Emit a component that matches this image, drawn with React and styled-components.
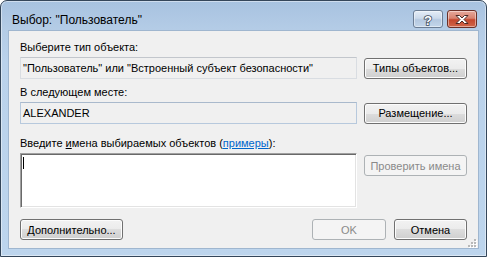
import React from "react";
import styled, { createGlobalStyle } from "styled-components";

const GlobalStyle = createGlobalStyle`
  html, body { margin: 0; padding: 0; background: #ffffff; }
  body {
    font-family: "Liberation Sans", Arial, sans-serif;
    font-size: 11px;
    color: #000;
  }
  * { box-sizing: border-box; }
`;

const Window = styled.div`
  width: 487px;
  height: 257px;
  border: 1px solid #34465a;
  border-radius: 7px 7px 0 0;
  background: linear-gradient(#a7c2e0 0px, #b4cce6 28px, #bad2eb 60px, #bdd5ed 100%);
  box-shadow: inset 0 0 0 1px rgba(255, 255, 255, 0.45);
  display: flex;
  flex-direction: column;
`;

const TitleBar = styled.div`
  height: 29px;
  display: flex;
  align-items: flex-start;
  padding: 0 9px 0 11px;
`;

const Title = styled.div`
  flex: 1;
  padding-top: 11px;
  font-size: 12px;
  line-height: 16px;
  color: #000;
`;

const CaptionButtons = styled.div`
  display: flex;
  gap: 4px;
  padding-top: 9px;
`;

const CaptionButton = styled.div`
  width: 30px;
  height: 18px;
  border-radius: 3px;
  border: 1px solid ${(p) => (p.$close ? "#6b3027" : "#6b7d94")};
  background: ${(p) =>
    p.$close
      ? "linear-gradient(#e6a99c 0%, #d88370 45%, #c4472d 55%, #d0664a 100%)"
      : "linear-gradient(#e4edf7 0%, #ccdaeb 45%, #b4c8e0 55%, #c3d6ea 100%)"};
  box-shadow: inset 0 0 0 1px rgba(255, 255, 255, 0.45);
  display: flex;
  align-items: center;
  justify-content: center;
`;

const Client = styled.div`
  position: relative;
  flex: 1;
  margin: 0 7px 7px 7px;
  border: 1px solid #9fb6cf;
  background: #f0f0f0;
  padding: 8px 11px 8px 11px;
  display: flex;
  flex-direction: column;
`;

const Label = styled.div`
  line-height: 16px;
  margin-top: ${(p) => p.$top || 0}px;
  margin-bottom: 2px;
  white-space: nowrap;
`;

const Row = styled.div`
  display: flex;
  align-items: ${(p) => (p.$top ? "flex-start" : "center")};
  gap: 7px;
`;

const Field = styled.div`
  width: 337px;
  height: 22px;
  line-height: 20px;
  padding: 0 2px;
  background: #f0f0f0;
  border: 1px solid ${(p) => (p.$blue ? "#b7c9dd" : "#d9dde2")};
  border-top-color: ${(p) => (p.$blue ? "#a9b9cc" : "#c2c6cc")};
  white-space: nowrap;
  overflow: hidden;
`;

const TextArea = styled.div`
  position: relative;
  width: 337px;
  height: 55px;
  background: #fff;
  border-style: solid;
  border-width: 1px;
  border-color: #a0a0a0 #ffffff #ffffff #a0a0a0;
  box-shadow: inset 1px 1px 0 #696969, inset -1px -1px 0 #e3e3e3;
`;

const Caret = styled.div`
  position: absolute;
  left: 2px;
  top: 3px;
  width: 1px;
  height: 12px;
  background: #000;
`;

const Button = styled.div`
  width: ${(p) => p.$w || 103}px;
  height: 21px;
  border-radius: 3px;
  border: 1px solid ${(p) => (p.$disabled ? "#adb2b5" : "#707070")};
  background: ${(p) =>
    p.$disabled
      ? "#f4f4f4"
      : "linear-gradient(#f2f2f2 0%, #ebebeb 50%, #dddddd 50%, #cfcfcf 100%)"};
  box-shadow: inset 0 0 0 1px ${(p) => (p.$disabled ? "#f4f4f4" : "#fcfcfc")};
  color: ${(p) => (p.$disabled ? "#8a8a8a" : "#000")};
  display: flex;
  align-items: center;
  justify-content: center;
  line-height: 16px;
  white-space: nowrap;
  margin-top: ${(p) => p.$mt || 0}px;
`;

const Footer = styled.div`
  display: flex;
  align-items: center;
  margin-top: 11px;
`;

const Spacer = styled.div`
  flex: 1;
`;

const FooterRight = styled.div`
  display: flex;
  gap: 8px;
`;

const Link = styled.span`
  color: #0066cc;
  text-decoration: underline;
`;

const Key = styled.span`
  text-decoration: underline;
`;

const Grip = styled.svg`
  position: absolute;
  right: 1px;
  bottom: 0px;
`;

const HelpGlyph = () => (
  <svg width="12" height="13" viewBox="0 0 12 13">
    <text
      x="6"
      y="11.5"
      textAnchor="middle"
      fontFamily="Liberation Sans, sans-serif"
      fontWeight="bold"
      fontSize="13"
      fill="#fff"
      stroke="#3d4b5c"
      strokeWidth="1.6"
      paintOrder="stroke"
    >
      ?
    </text>
  </svg>
);

const CloseGlyph = () => (
  <svg width="16" height="11" viewBox="0 0 16 11">
    <path
      d="M2 1.5 L5.5 1.5 L8 4 L10.5 1.5 L14 1.5 L10 5.5 L14 9.5 L10.5 9.5 L8 7 L5.5 9.5 L2 9.5 L6 5.5 Z"
      fill="#fff"
      stroke="#4a2a26"
      strokeWidth="1"
      strokeLinejoin="round"
    />
  </svg>
);

const ResizeGrip = () => (
  <Grip width="10" height="9" viewBox="0 0 10 9">
    {[
      [7, 0],
      [4, 3],
      [7, 3],
      [1, 6],
      [4, 6],
      [7, 6],
    ].map(([x, y]) => (
      <g key={`${x}-${y}`}>
        <rect x={x + 1} y={y + 1} width="2" height="2" fill="#ffffff" />
        <rect x={x} y={y} width="2" height="2" fill="#b8b8b8" />
      </g>
    ))}
  </Grip>
);

export default function App() {
  return (
    <>
      <GlobalStyle />
      <Window>
        <TitleBar>
          <Title>Выбор: "Пользователь"</Title>
          <CaptionButtons>
            <CaptionButton>
              <HelpGlyph />
            </CaptionButton>
            <CaptionButton $close>
              <CloseGlyph />
            </CaptionButton>
          </CaptionButtons>
        </TitleBar>
        <Client>
          <Label>Выберите тип объекта:</Label>
          <Row>
            <Field>"Пользователь" или "Встроенный субъект безопасности"</Field>
            <Button>Типы объектов...</Button>
          </Row>
          <Label $top={5}>В следующем месте:</Label>
          <Row>
            <Field $blue>ALEXANDER</Field>
            <Button>Размещение...</Button>
          </Row>
          <Label $top={11}>
            Введите <Key>и</Key>мена выбираемых объектов (<Link>примеры</Link>):
          </Label>
          <Row $top>
            <TextArea>
              <Caret />
            </TextArea>
            <Button $disabled $mt={2}>
              Проверить имена
            </Button>
          </Row>
          <Footer>
            <Button>Дополнительно...</Button>
            <Spacer />
            <FooterRight>
              <Button $w={74} $disabled>
                OK
              </Button>
              <Button $w={73}>Отмена</Button>
            </FooterRight>
          </Footer>
          <ResizeGrip />
        </Client>
      </Window>
    </>
  );
}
# # #
Quote the material exactly. Pictures stay out.

Emit a component that matches this image, drawn with React and styled-components.
import React from "react";
import styled, { createGlobalStyle } from "styled-components";

const GlobalStyle = createGlobalStyle`
  html, body { margin: 0; padding: 0; background: #ffffff; }
  body {
    font-family: "Liberation Sans", Arial, sans-serif;
    font-size: 11px;
    color: #000;
  }
  * { box-sizing: border-box; }
`;

const Window = styled.div`
  width: 487px;
  height: 257px;
  border: 1px solid #34465a;
  border-radius: 7px 7px 0 0;
  background: linear-gradient(#a7c2e0 0px, #b4cce6 28px, #bad2eb 60px, #bdd5ed 100%);
  box-shadow: inset 0 0 0 1px rgba(255, 255, 255, 0.45);
  display: flex;
  flex-direction: column;
`;

const TitleBar = styled.div`
  height: 29px;
  display: flex;
  align-items: flex-start;
  padding: 0 9px 0 11px;
`;

const Title = styled.div`
  flex: 1;
  padding-top: 11px;
  font-size: 12px;
  line-height: 16px;
  color: #000;
`;

const CaptionButtons = styled.div`
  display: flex;
  gap: 4px;
  padding-top: 9px;
`;

const CaptionButton = styled.div`
  width: 30px;
  height: 18px;
  border-radius: 3px;
  border: 1px solid ${(p) => (p.$close ? "#6b3027" : "#6b7d94")};
  background: ${(p) =>
    p.$close
      ? "linear-gradient(#e6a99c 0%, #d88370 45%, #c4472d 55%, #d0664a 100%)"
      : "linear-gradient(#e4edf7 0%, #ccdaeb 45%, #b4c8e0 55%, #c3d6ea 100%)"};
  box-shadow: inset 0 0 0 1px rgba(255, 255, 255, 0.45);
  display: flex;
  align-items: center;
  justify-content: center;
`;

const Client = styled.div`
  position: relative;
  flex: 1;
  margin: 0 7px 7px 7px;
  border: 1px solid #9fb6cf;
  background: #f0f0f0;
  padding: 8px 11px 8px 11px;
  display: flex;
  flex-direction: column;
`;

const Label = styled.div`
  line-height: 16px;
  margin-top: ${(p) => p.$top || 0}px;
  margin-bottom: 2px;
  white-space: nowrap;
`;

const Row = styled.div`
  display: flex;
  align-items: ${(p) => (p.$top ? "flex-start" : "center")};
  gap: 7px;
`;

const Field = styled.div`
  width: 337px;
  height: 22px;
  line-height: 20px;
  padding: 0 2px;
  background: #f0f0f0;
  border: 1px solid ${(p) => (p.$blue ? "#b7c9dd" : "#d9dde2")};
  border-top-color: ${(p) => (p.$blue ? "#a9b9cc" : "#c2c6cc")};
  white-space: nowrap;
  overflow: hidden;
`;

const TextArea = styled.div`
  position: relative;
  width: 337px;
  height: 55px;
  background: #fff;
  border-style: solid;
  border-width: 1px;
  border-color: #a0a0a0 #ffffff #ffffff #a0a0a0;
  box-shadow: inset 1px 1px 0 #696969, inset -1px -1px 0 #e3e3e3;
`;

const Caret = styled.div`
  position: absolute;
  left: 2px;
  top: 3px;
  width: 1px;
  height: 12px;
  background: #000;
`;

const Button = styled.div`
  width: ${(p) => p.$w || 103}px;
  height: 21px;
  border-radius: 3px;
  border: 1px solid ${(p) => (p.$disabled ? "#adb2b5" : "#707070")};
  background: ${(p) =>
    p.$disabled
      ? "#f4f4f4"
      : "linear-gradient(#f2f2f2 0%, #ebebeb 50%, #dddddd 50%, #cfcfcf 100%)"};
  box-shadow: inset 0 0 0 1px ${(p) => (p.$disabled ? "#f4f4f4" : "#fcfcfc")};
  color: ${(p) => (p.$disabled ? "#8a8a8a" : "#000")};
  display: flex;
  align-items: center;
  justify-content: center;
  line-height: 16px;
  white-space: nowrap;
  margin-top: ${(p) => p.$mt || 0}px;
`;

const Footer = styled.div`
  display: flex;
  align-items: center;
  margin-top: 11px;
`;

const Spacer = styled.div`
  flex: 1;
`;

const FooterRight = styled.div`
  display: flex;
  gap: 8px;
`;

const Link = styled.span`
  color: #0066cc;
  text-decoration: underline;
`;

const Key = styled.span`
  text-decoration: underline;
`;

const Grip = styled.svg`
  position: absolute;
  right: 1px;
  bottom: 0px;
`;

const HelpGlyph = () => (
  <svg width="12" height="13" viewBox="0 0 12 13">
    <text
      x="6"
      y="11.5"
      textAnchor="middle"
      fontFamily="Liberation Sans, sans-serif"
      fontWeight="bold"
      fontSize="13"
      fill="#fff"
      stroke="#3d4b5c"
      strokeWidth="1.6"
      paintOrder="stroke"
    >
      ?
    </text>
  </svg>
);

const CloseGlyph = () => (
  <svg width="16" height="11" viewBox="0 0 16 11">
    <path
      d="M2 1.5 L5.5 1.5 L8 4 L10.5 1.5 L14 1.5 L10 5.5 L14 9.5 L10.5 9.5 L8 7 L5.5 9.5 L2 9.5 L6 5.5 Z"
      fill="#fff"
      stroke="#4a2a26"
      strokeWidth="1"
      strokeLinejoin="round"
    />
  </svg>
);

const ResizeGrip = () => (
  <Grip width="10" height="9" viewBox="0 0 10 9">
    {[
      [7, 0],
      [4, 3],
      [7, 3],
      [1, 6],
      [4, 6],
      [7, 6],
    ].map(([x, y]) => (
      <g key={`${x}-${y}`}>
        <rect x={x + 1} y={y + 1} width="2" height="2" fill="#ffffff" />
        <rect x={x} y={y} width="2" height="2" fill="#b8b8b8" />
      </g>
    ))}
  </Grip>
);

export default function App() {
  return (
    <>
      <GlobalStyle />
      <Window>
        <TitleBar>
          <Title>Выбор: "Пользователь"</Title>
          <CaptionButtons>
            <CaptionButton>
              <HelpGlyph />
            </CaptionButton>
            <CaptionButton $close>
              <CloseGlyph />
            </CaptionButton>
          </CaptionButtons>
        </TitleBar>
        <Client>
          <Label>Выберите тип объекта:</Label>
          <Row>
            <Field>"Пользователь" или "Встроенный субъект безопасности"</Field>
            <Button>Типы объектов...</Button>
          </Row>
          <Label $top={5}>В следующем месте:</Label>
          <Row>
            <Field $blue>ALEXANDER</Field>
            <Button>Размещение...</Button>
          </Row>
          <Label $top={11}>
            Введите <Key>и</Key>мена выбираемых объектов (<Link>примеры</Link>):
          </Label>
          <Row $top>
            <TextArea>
              <Caret />
            </TextArea>
            <Button $disabled $mt={2}>
              Проверить имена
            </Button>
          </Row>
          <Footer>
            <Button>Дополнительно...</Button>
            <Spacer />
            <FooterRight>
              <Button $w={74} $disabled>
                OK
              </Button>
              <Button $w={73}>Отмена</Button>
            </FooterRight>
          </Footer>
          <ResizeGrip />
        </Client>
      </Window>
    </>
  );
}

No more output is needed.